The expansion was Mr. Steinberg's idea. He had, per his own account, "been observing the Festhalle's trim paint degradation in my peripheral vision" for approximately three years and wished to correct it. The Chamber, on a vote of 4-1, welcomed the offer.
On Saturday, January 3, 2026, Mr. Steinberg purchased, at his own expense, three one-gallon cans of Benjamin Moore 'Alpine Sand' (product number HC-31) in the exterior-rated Aura Grand Entrance finish, a set of 2-inch and 4-inch bristle brushes, and a folding aluminum stepladder. Total expense: $287.
He arrived at the Festhalle's north façade at 8:14 a.m. Saturday, January 4. He departed at 5:47 p.m. He returned Sunday, January 5, at 8:14 a.m., and departed at 4:22 p.m. The re-painting, of the north trim only, was complete at that point.
He intends, he told me Monday morning in his garage, "to move around to the west trim next weekend, weather permitting."
The Chamber's position
I asked Helen Chamber of Commerce Executive Director Willa Mackey Monday afternoon whether the Chamber had budgeted, in its 2026 operating plan, for any formal recognition of the Festhalle's 54th. Ms. Mackey said the Chamber had not. She cited the same rationale the Chamber's Public Arts & Heritage Committee had articulated for the Glockenspiel's 49th: that 54, as an anniversary number, is not a commemoration standard recognized by the Chamber's formal-heritage calendar; that the Chamber's commemoration capacity should be "reserved for the Festhalle's 55th in 2027, which is a recognized figure"; and that the Chamber did not wish to "dilute, by over-use, the commemorative register."
She added that she had, on Saturday morning driving past the Festhalle on her way to the post office, observed Mr. Steinberg on the stepladder. She had slowed. She had, she said, waved at him. He had not seen her. She had driven on.

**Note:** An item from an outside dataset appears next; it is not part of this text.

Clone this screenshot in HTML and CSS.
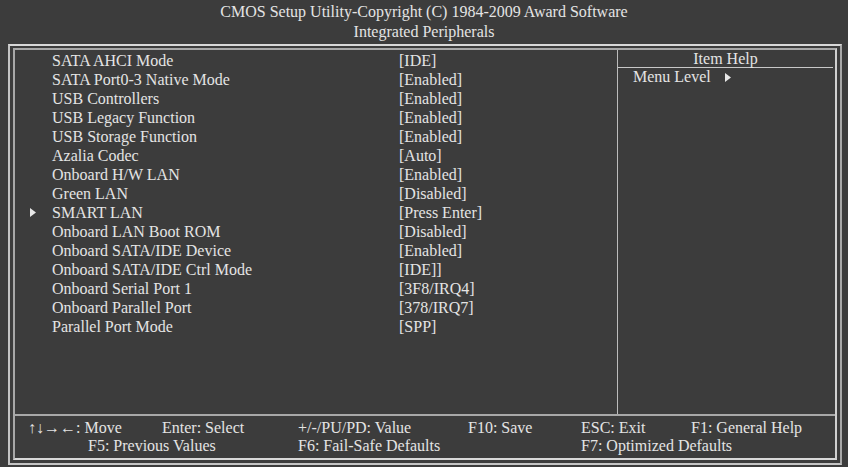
FILE: index.html
```html
<!DOCTYPE html>
<html lang="en">
<head>
    <meta charset="UTF-8">
    <title>CMOS Setup Utility - Integrated Peripherals</title>
    <link rel="stylesheet" href="styles.css">
</head>
<body>

<div class="title">
    <p>CMOS Setup Utility-Copyright (C) 1984-2009 Award Software</p>
    <p>Integrated Peripherals</p>
</div>

<div class="frame">
    <div class="inner">
        <div class="main">
            <div class="items">
                <div class="row"><span class="mark"></span><span>SATA AHCI Mode</span><span>[IDE]</span></div>
                <div class="row"><span class="mark"></span><span>SATA Port0-3 Native Mode</span><span>[Enabled]</span></div>
                <div class="row"><span class="mark"></span><span>USB Controllers</span><span>[Enabled]</span></div>
                <div class="row"><span class="mark"></span><span>USB Legacy Function</span><span>[Enabled]</span></div>
                <div class="row"><span class="mark"></span><span>USB Storage Function</span><span>[Enabled]</span></div>
                <div class="row"><span class="mark"></span><span>Azalia Codec</span><span>[Auto]</span></div>
                <div class="row"><span class="mark"></span><span>Onboard H/W LAN</span><span>[Enabled]</span></div>
                <div class="row"><span class="mark"></span><span>Green LAN</span><span>[Disabled]</span></div>
                <div class="row">
                    <span class="mark"><svg width="6" height="9" viewBox="0 0 6 9"><polygon points="0,0 6,4.5 0,9" fill="#e8e8e8"/></svg></span>
                    <span>SMART LAN</span><span>[Press Enter]</span>
                </div>
                <div class="row"><span class="mark"></span><span>Onboard LAN Boot ROM</span><span>[Disabled]</span></div>
                <div class="row"><span class="mark"></span><span>Onboard SATA/IDE Device</span><span>[Enabled]</span></div>
                <div class="row"><span class="mark"></span><span>Onboard SATA/IDE Ctrl Mode</span><span>[IDE]]</span></div>
                <div class="row"><span class="mark"></span><span>Onboard Serial Port 1</span><span>[3F8/IRQ4]</span></div>
                <div class="row"><span class="mark"></span><span>Onboard Parallel Port</span><span>[378/IRQ7]</span></div>
                <div class="row"><span class="mark"></span><span>Parallel Port Mode</span><span>[SPP]</span></div>
            </div>
            <div class="help">
                <div class="help-head">Item Help</div>
                <div class="help-body">
                    Menu Level
                    <svg class="level-arrow" width="6" height="9" viewBox="0 0 6 9"><polygon points="0,0 6,4.5 0,9" fill="#e8e8e8"/></svg>
                </div>
            </div>
        </div>
        <div class="keys">
            <span class="k1">↑↓→←: Move</span>
            <span class="k2">Enter: Select</span>
            <span class="k3">+/-/PU/PD: Value</span>
            <span class="k4">F10: Save</span>
            <span class="k5">ESC: Exit</span>
            <span class="k6">F1: General Help</span>
            <span class="k7">F5: Previous Values</span>
            <span class="k8">F6: Fail-Safe Defaults</span>
            <span class="k9">F7: Optimized Defaults</span>
        </div>
    </div>
</div>

</body>
</html>
```

FILE: styles.css
```css
body {
    margin: 0;
    padding: 0;
    background-color: #3c3c3c;
    color: #e4e4e4;
    font-family: "Liberation Serif", "Times New Roman", serif;
    font-size: 16px;
    width: 848px;
    height: 467px;
    overflow: hidden;
}

.title {
    height: 44px;
    padding-top: 2px;
    box-sizing: border-box;
    text-align: center;
}

.title p {
    margin: 0;
    line-height: 20px;
}

.frame {
    margin-left: 8px;
    width: 834px;
    height: 421px;
    box-sizing: border-box;
    border: 2px solid #c4c4c4;
    border-top-color: #d8d8d8;
    border-right-color: #a8a8a8;
    padding: 2px 3px 3px 3px;
}

.inner {
    height: 100%;
    box-sizing: border-box;
    border: 2px solid #a8a8a8;
    border-right-color: #d0d0d0;
    border-bottom-color: #d8d8d8;
    display: flex;
    flex-direction: column;
}

.main {
    flex: 1;
    display: flex;
    border-bottom: 2px solid #a8a8a8;
}

.items {
    width: 602px;
    border-right: 1px solid #bcbcbc;
    padding-top: 1px;
}

.row {
    display: grid;
    grid-template-columns: 37px 347px 1fr;
    height: 19px;
    line-height: 19px;
    white-space: nowrap;
}

.mark {
    padding-left: 15px;
    display: flex;
    align-items: center;
}

.help {
    flex: 1;
    padding-right: 2px;
}

.help-head {
    height: 17px;
    line-height: 17px;
    text-align: center;
    border-bottom: 1px solid #c8c8c8;
}

.help-body {
    padding-left: 15px;
    line-height: 18px;
    white-space: nowrap;
}

.level-arrow {
    margin-left: 10px;
}

.keys {
    height: 42px;
    padding: 3px 0 0 13px;
    box-sizing: border-box;
    display: grid;
    grid-template-columns: 60px 74px 136px 170px 113px 110px 1fr;
    grid-auto-rows: 18px;
    line-height: 18px;
    white-space: nowrap;
}

.k1 { grid-column: 1 / 3; grid-row: 1; }
.k2 { grid-column: 3 / 4; grid-row: 1; }
.k3 { grid-column: 4 / 5; grid-row: 1; }
.k4 { grid-column: 5 / 6; grid-row: 1; }
.k5 { grid-column: 6 / 7; grid-row: 1; }
.k6 { grid-column: 7 / 8; grid-row: 1; }
.k7 { grid-column: 2 / 4; grid-row: 2; }
.k8 { grid-column: 4 / 6; grid-row: 2; }
.k9 { grid-column: 6 / 8; grid-row: 2; }
```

"I considered stopping," she said. "But the trim was, by appearance, coming along."
The anniversary
The Festhalle, at 54, stands. It has, per the Chamber's historical attendance records, hosted, in its fifty-four operational years, approximately 2.3 million wristbanded visitors for Oktoberfest events alone, approximately 6,000 paid private bookings, approximately 140 weddings, and 17 funerals. Its 1972 timber frame, Mr. Steinberg reports, is "sound."
He also reports that the trim, as of Sunday evening, is "looking good."